Vladimir: "I'm glad to see you back. I thought you were gone forever."
Estragon: "Me too." -- Waiting for Godot


Today D. finally e-mailed me this photo he took of us last May in London as we waited to see a production of Waiting for Godot starring Ian McKellen and Patrick Stewart. It's one of my favorite pictures of the two of us (I'm on the right).

I show it for no other reason than I need an anchor for my mind, which tonight refuses to alight on any single idea -- as it has refused for the last couple of weeks.

I just frittered away a couple of hours -- a fire burning and then dying in the fireplace, my dog sleeping and then waking beside me (breath in, breath out) -- trying to gain entry into coherent thoughts about friends falling away, relationships shifting, once-common interests diverging. Without planning to, I found myself Googling names and images, here and there coming across someone's familiar but drastically changed (or not at all drastically changed) appearance -- and, when I did, feeling little more than mild surprise or amusement, tempered by a curious sort of spongy distance from whichever potential This Is Your Life panelist it happened to be.

It is this detachment, among other things, that has kept me from joining Facebook: I believe that it's a rare, rare case where an old, lost friendship can be revived beyond the superficial level. What's more, my antipathy toward small talk is such that I'm reluctant to invite more of it into my life.

My long-held attitude toward organized reunions (i.e., that you should attend any and all that you have the chance to) is even changing, much to my surprise. My high school had an all-class reunion last spring that I was planning to attend, until I lost interest as the date approached. I haven't even considered going to this year's edition.

Lately I've been thinking a lot about a friend of almost 30 years with whom I currently seem to be on pause. We've had no contact for the last six months (possibly the longest we've ever gone) -- this after a perfectly pleasant evening with her and her husband and two little girls in which nothing untoward happened other than the fact that it became starkly apparent to me (and, I'm convinced, to her) that we were, figuratively, gazing in almost completely non-intersecting directions.

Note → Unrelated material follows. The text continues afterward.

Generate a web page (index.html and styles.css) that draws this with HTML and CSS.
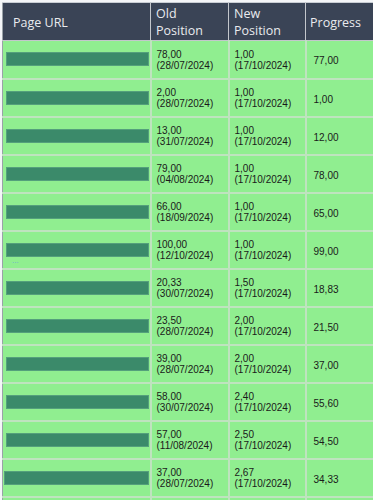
FILE: index.html
```html
<!DOCTYPE html>
<html>
<head>
<meta charset="utf-8">
<link rel="stylesheet" href="styles.css">
</head>
<body>
<div class="frame">
<table class="grid">
  <colgroup>
    <col class="c-url"><col class="c-old"><col class="c-new"><col class="c-prog">
  </colgroup>
  <thead>
    <tr>
      <th class="h-url">Page URL</th>
      <th>Old<br>Position</th>
      <th>New<br>Position</th>
      <th class="h-prog">Progress</th>
    </tr>
  </thead>
  <tbody>
    <tr><td class="url"><div class="bar"></div></td><td>78,00<br>(28/07/2024)</td><td>1,00<br>(17/10/2024)</td><td class="prog">77,00</td></tr>
    <tr><td class="url"><div class="bar"></div></td><td>2,00<br>(28/07/2024)</td><td>1,00<br>(17/10/2024)</td><td class="prog">1,00</td></tr>
    <tr><td class="url"><div class="bar"></div></td><td>13,00<br>(31/07/2024)</td><td>1,00<br>(17/10/2024)</td><td class="prog">12,00</td></tr>
    <tr><td class="url"><div class="bar"></div></td><td>79,00<br>(04/08/2024)</td><td>1,00<br>(17/10/2024)</td><td class="prog">78,00</td></tr>
    <tr><td class="url"><div class="bar"></div></td><td>66,00<br>(18/09/2024)</td><td>1,00<br>(17/10/2024)</td><td class="prog">65,00</td></tr>
    <tr><td class="url"><div class="bar"></div><span class="dots">...</span></td><td>100,00<br>(12/10/2024)</td><td>1,00<br>(17/10/2024)</td><td class="prog">99,00</td></tr>
    <tr><td class="url"><div class="bar"></div></td><td>20,33<br>(30/07/2024)</td><td>1,50<br>(17/10/2024)</td><td class="prog">18,83</td></tr>
    <tr><td class="url"><div class="bar"></div></td><td>23,50<br>(28/07/2024)</td><td>2,00<br>(17/10/2024)</td><td class="prog">21,50</td></tr>
    <tr><td class="url"><div class="bar"></div></td><td>39,00<br>(28/07/2024)</td><td>2,00<br>(17/10/2024)</td><td class="prog">37,00</td></tr>
    <tr><td class="url"><div class="bar"></div></td><td>58,00<br>(30/07/2024)</td><td>2,40<br>(17/10/2024)</td><td class="prog">55,60</td></tr>
    <tr><td class="url"><div class="bar"></div></td><td>57,00<br>(11/08/2024)</td><td>2,50<br>(17/10/2024)</td><td class="prog">54,50</td></tr>
    <tr><td class="url"><div class="bar bar-left"></div></td><td>37,00<br>(28/07/2024)</td><td>2,67<br>(17/10/2024)</td><td class="prog">34,33</td></tr>
    <tr><td class="url"></td><td></td><td></td><td class="prog"></td></tr>
  </tbody>
</table>
</div>
</body>
</html>
```
FILE: styles.css
```css
html, body {
  margin: 0;
  padding: 0;
  background: #f4f6f8;
}
.frame {
  width: 373px;
  height: 500px;
  overflow: hidden;
  padding: 2px 0 0 2px;
  box-sizing: border-box;
}
.grid {
  border-collapse: collapse;
  table-layout: fixed;
  width: 390px;
  border-left: 1px solid #9aa2a8;
  border-top: 1px solid #c9ced4;
}
.c-url { width: 148px; }
.c-old { width: 78px; }
.c-new { width: 77px; }
.c-prog { width: 87px; }

thead th {
  background: #3a4456;
  color: #e9ebee;
  font-family: "Open Sans", "DejaVu Sans", sans-serif;
  font-weight: 400;
  font-size: 12.5px;
  line-height: 17px;
  text-align: left;
  vertical-align: middle;
  height: 38px;
  padding: 1px 4px 0 5px;
  border-right: 1px solid #c3c7cc;
  border-bottom: 1px solid #c3c7cc;
  box-sizing: border-box;
}
thead th.h-url { padding-left: 10px; }
thead th.h-prog { padding-left: 4px; }

tbody td {
  background: #90ee90;
  color: #1a1a1a;
  font-family: "Liberation Sans", Arial, sans-serif;
  font-size: 10px;
  line-height: 11px;
  height: 38px;
  padding: 1px 3px 0 5px;
  vertical-align: middle;
  border-right: 2px solid #bfe3bf;
  border-bottom: 2px solid #bfe3bf;
  box-sizing: border-box;
  white-space: nowrap;
}
tbody td.url {
  padding: 0 1px 0 3px;
  position: relative;
}
tbody td.prog {
  padding-left: 7px;
  padding-top: 3px;
}
.bar {
  height: 14px;
  background: #3b8a6a;
  border: 1px solid #54a07c;
  box-sizing: border-box;
}
.bar-left { margin-left: -2px; }
.dots {
  position: absolute;
  left: 9px;
  top: 26px;
  font-size: 8px;
  line-height: 6px;
  color: #6fa8dc;
}
```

This is the friend who introduced me to Joni Mitchell's album Blue, the two of us sitting on a cold linoleum dorm-room floor,
listening to it over and over again: I remember that time that you told me, you said love is touching souls . . .

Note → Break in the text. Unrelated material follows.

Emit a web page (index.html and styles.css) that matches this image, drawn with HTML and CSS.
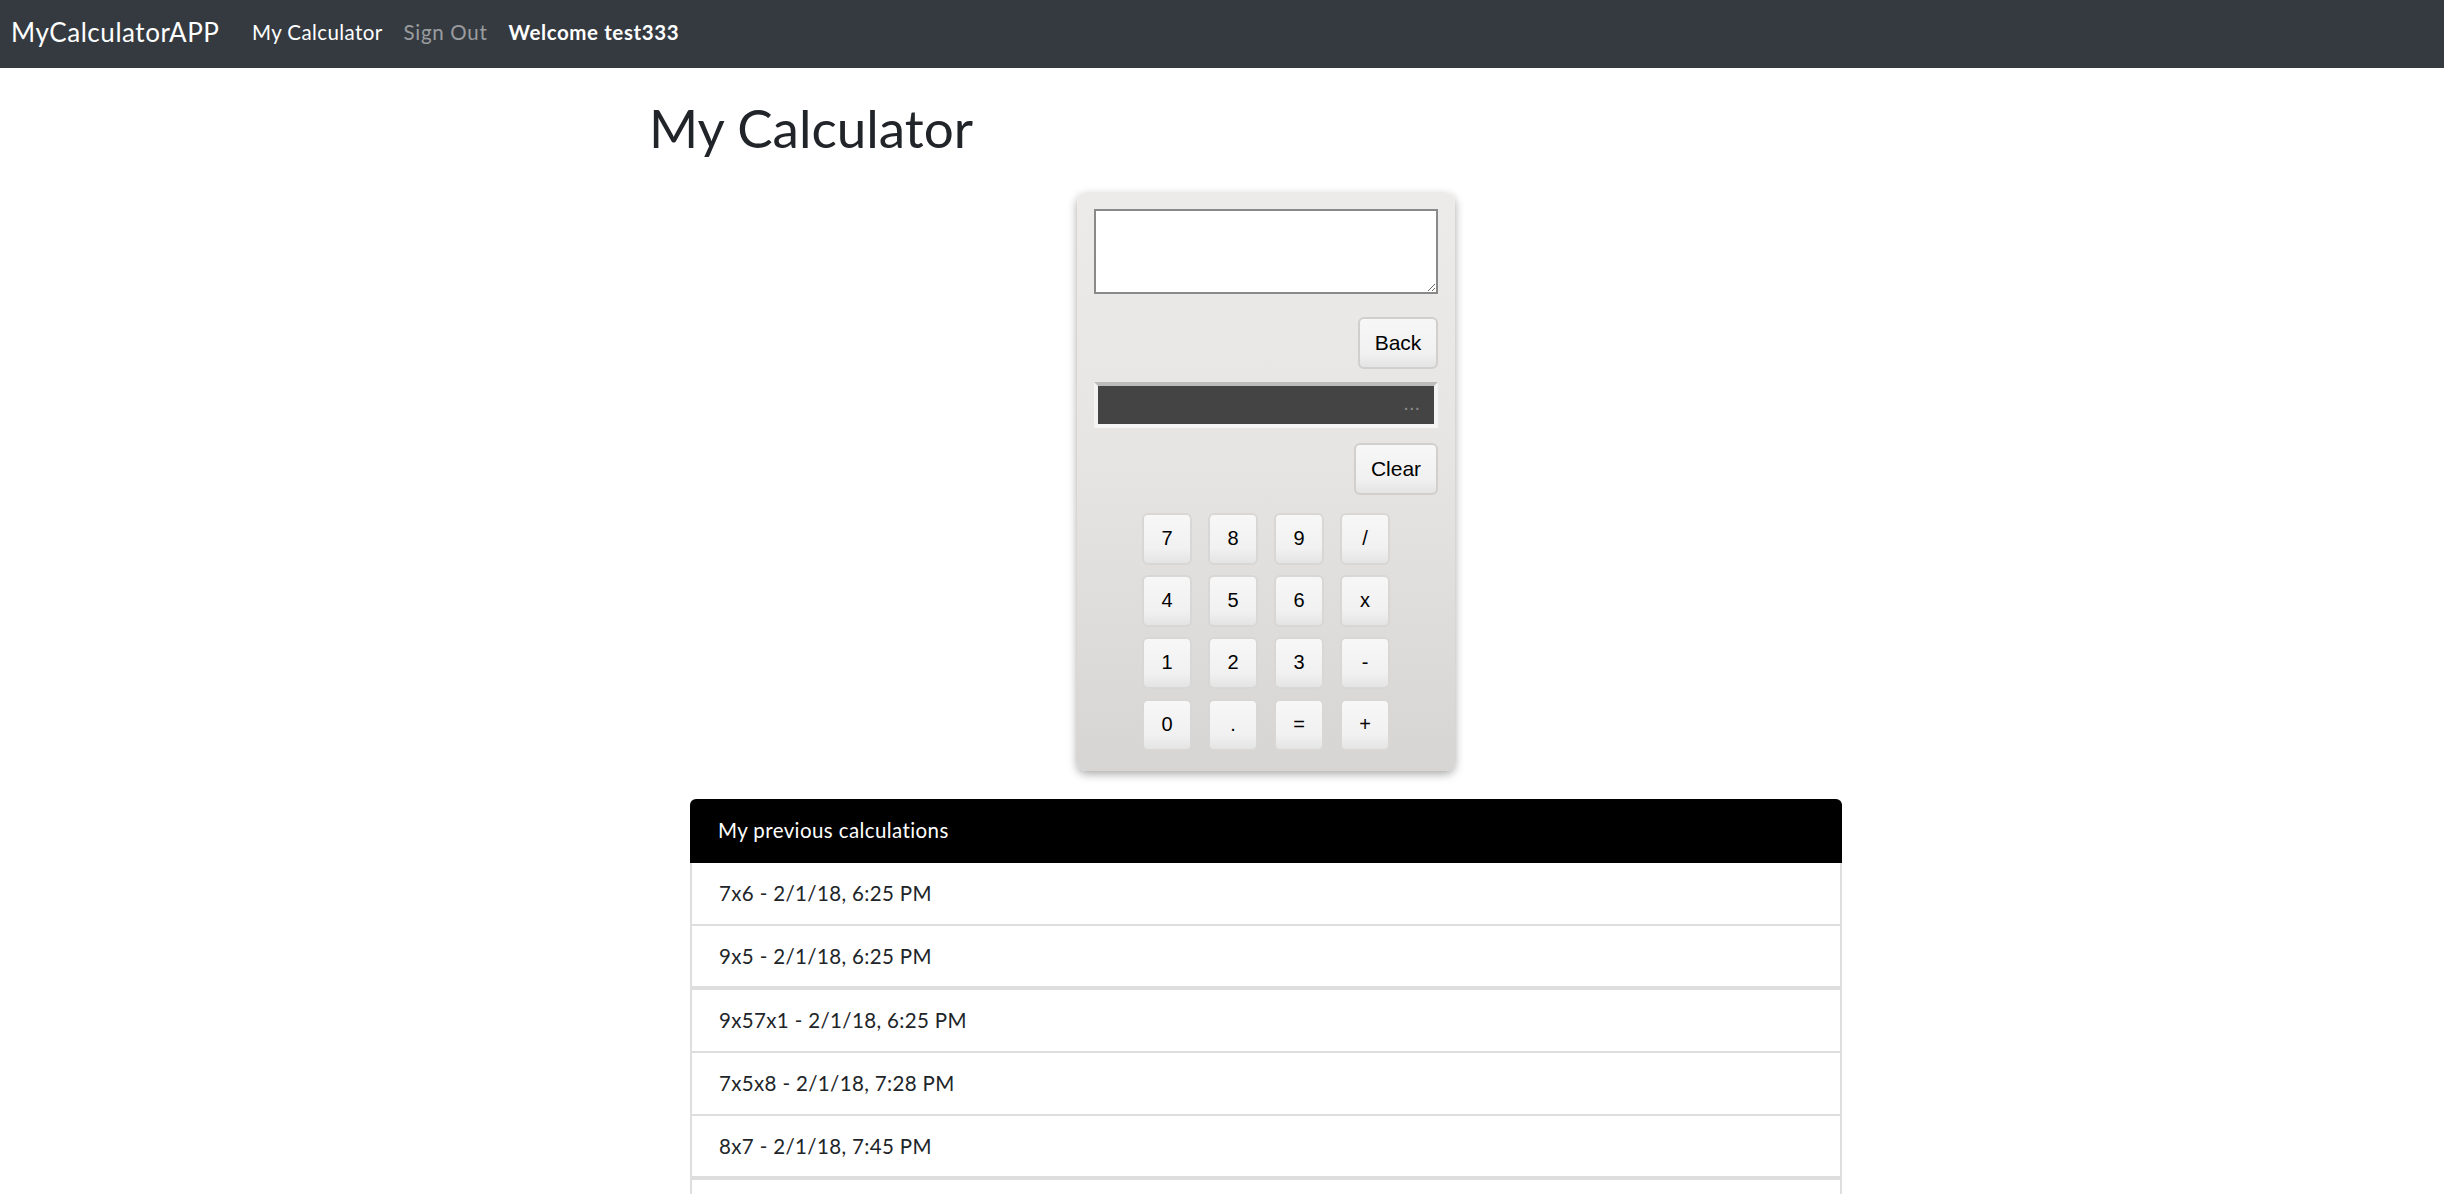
FILE: index.html
```html
<!DOCTYPE html>
<html lang="en">
<head>
<meta charset="utf-8">
<title>MyCalculatorAPP</title>
<link rel="stylesheet" href="styles.css">
</head>
<body>
<nav class="navbar">
  <a class="brand" href="#">MyCalculatorAPP</a>
  <ul class="nav">
    <li><a class="nav-link active" href="#">My Calculator</a></li>
    <li><a class="nav-link muted" href="#">Sign Out</a></li>
    <li><span class="nav-link welcome">Welcome test333</span></li>
  </ul>
</nav>
<main class="page">
  <h1 class="title">My Calculator</h1>
  <div class="content">
    <div class="calc">
      <textarea class="calc-input"></textarea>
      <div class="calc-row"><button class="calc-btn wide">Back</button></div>
      <input class="calc-display" type="text" placeholder="...">
      <div class="calc-row clear-row"><button class="calc-btn wide clear">Clear</button></div>
      <div class="keypad">
        <button class="key">7</button><button class="key">8</button><button class="key">9</button><button class="key">/</button>
        <button class="key">4</button><button class="key">5</button><button class="key">6</button><button class="key">x</button>
        <button class="key">1</button><button class="key">2</button><button class="key">3</button><button class="key">-</button>
        <button class="key">0</button><button class="key">.</button><button class="key">=</button><button class="key">+</button>
      </div>
    </div>
    <ul class="history">
      <li class="history-head">My previous calculations</li>
      <li class="history-item">7x6 - 2/1/18, 6:25 PM</li>
      <li class="history-item sep">9x5 - 2/1/18, 6:25 PM</li>
      <li class="history-item">9x57x1 - 2/1/18, 6:25 PM</li>
      <li class="history-item">7x5x8 - 2/1/18, 7:28 PM</li>
      <li class="history-item sep">8x7 - 2/1/18, 7:45 PM</li>
      <li class="history-item"></li>
    </ul>
  </div>
</main>
</body>
</html>
```
FILE: styles.css
```css
* { box-sizing: border-box; }
html, body { margin: 0; padding: 0; }
body {
  font-family: Lato, "Noto Sans", sans-serif;
  color: #212529;
  background: #fff;
  overflow: hidden;
  height: 1194px;
}
.navbar {
  display: flex;
  align-items: center;
  height: 68px;
  padding: 0 11px 4px;
  background: #343a40;
}
.brand {
  font-size: 26px;
  color: #fff;
  text-decoration: none;
  margin-right: 22px;
  letter-spacing: 0.55px;
}
.nav {
  display: flex;
  list-style: none;
  margin: 0;
  padding: 0;
}
.nav-link {
  display: block;
  padding: 0 10.5px;
  font-size: 20.5px;
  color: #fff;
  text-decoration: none;
  letter-spacing: 0.4px;
}
.nav-link.muted { color: rgba(255,255,255,0.5); letter-spacing: 0.7px; }
.nav-link.welcome { font-weight: 700; letter-spacing: 0.6px; }
.page {
  padding-left: 649px;
}
.title {
  margin: 0;
  padding-top: 28px;
  font-size: 53px;
  font-weight: 400;
  line-height: 1.2;
  color: #212529;
}
.content {
  width: 1152px;
  margin-left: 41px;
  padding-top: 33px;
}
.calc {
  width: 378px;
  margin: 0 auto;
  padding: 16px 17px 20px;
  border-radius: 9px;
  background: linear-gradient(#ecebe9, #e6e5e3 45%, #d6d5d3);
  box-shadow: 0 3px 10px rgba(0,0,0,0.35);
  display: flex;
  flex-direction: column;
  font-family: "Liberation Sans", Arial, sans-serif;
}
.calc-input {
  display: block;
  width: 344px;
  height: 85px;
  margin: 0;
  border: 2px solid #898989;
  background: #fff;
  border-radius: 0;
  padding: 4px;
}
.calc-row {
  display: flex;
  justify-content: flex-end;
  margin-top: 23px;
}
.clear-row { margin-top: 15px; }
.calc-btn, .key {
  font-family: "Liberation Sans", Arial, sans-serif;
  color: #000;
  border: 2px solid #d0cfcd;
  border-radius: 6px;
  background: linear-gradient(#f7f7f7, #f1f1f1 70%, #e4e4e4);
  padding: 0;
  cursor: pointer;
}
.calc-btn {
  width: 80px;
  height: 52px;
  font-size: 21px;
}
.calc-btn.clear { width: 84px; }
.calc-display {
  display: block;
  width: 344px;
  height: 46px;
  margin: 13px 0 0;
  padding: 0 14px;
  border-style: solid;
  border-width: 4px;
  border-color: #bdbcbb #f3f3f3 #f5f5f5 #f3f3f3;
  background: #444;
  color: #fff;
  text-align: right;
  font-size: 16px;
  outline: none;
}
.calc-display::placeholder { color: #8c8c8c; font-size: 20px; }
.keypad {
  margin-top: 18px;
  align-self: center;
  display: grid;
  grid-template-columns: repeat(4, 50px);
  grid-auto-rows: 52px;
  column-gap: 16px;
  row-gap: 10px;
}
.key {
  font-size: 20px;
  width: 50px;
  height: 52px;
  border-color: #d8d7d6;
}
.history {
  list-style: none;
  margin: 28px 0 0;
  padding: 0;
  font-size: 20.5px;
  letter-spacing: 0.35px;
}
.history-head {
  height: 64px;
  display: flex;
  align-items: center;
  padding: 0 28px 2px;
  background: #000;
  color: #fff;
  border-radius: 6px 6px 0 0;
  letter-spacing: 0.4px;
}
.history-item {
  height: 63px;
  display: flex;
  align-items: center;
  padding: 0 27px;
  border: 2px solid #dedede;
  border-top: 0;
  color: #212529;
}
.history-item.sep { border-bottom-width: 4px; height: 64px; }
```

Tonight I don't even quite know where I am. I feel a bit reclusive, a bit wistful yet non-sentimental, a bit at a loss for words.

D. leaves for a few days in LA tomorrow, a trip to see friends. I'm going to the theater on Thursday to see a new play with a friend of my own. He's a more recent friend than those I was Googling tonight. Someone who has helped see me through -- helped
see me -- these last several years of change and reorientation.

So there you have it -- my bookends for this directionless and confused musing: nights at the theater. A curtain parting, a curtain closing, ideas to contemplate as I make my way back home.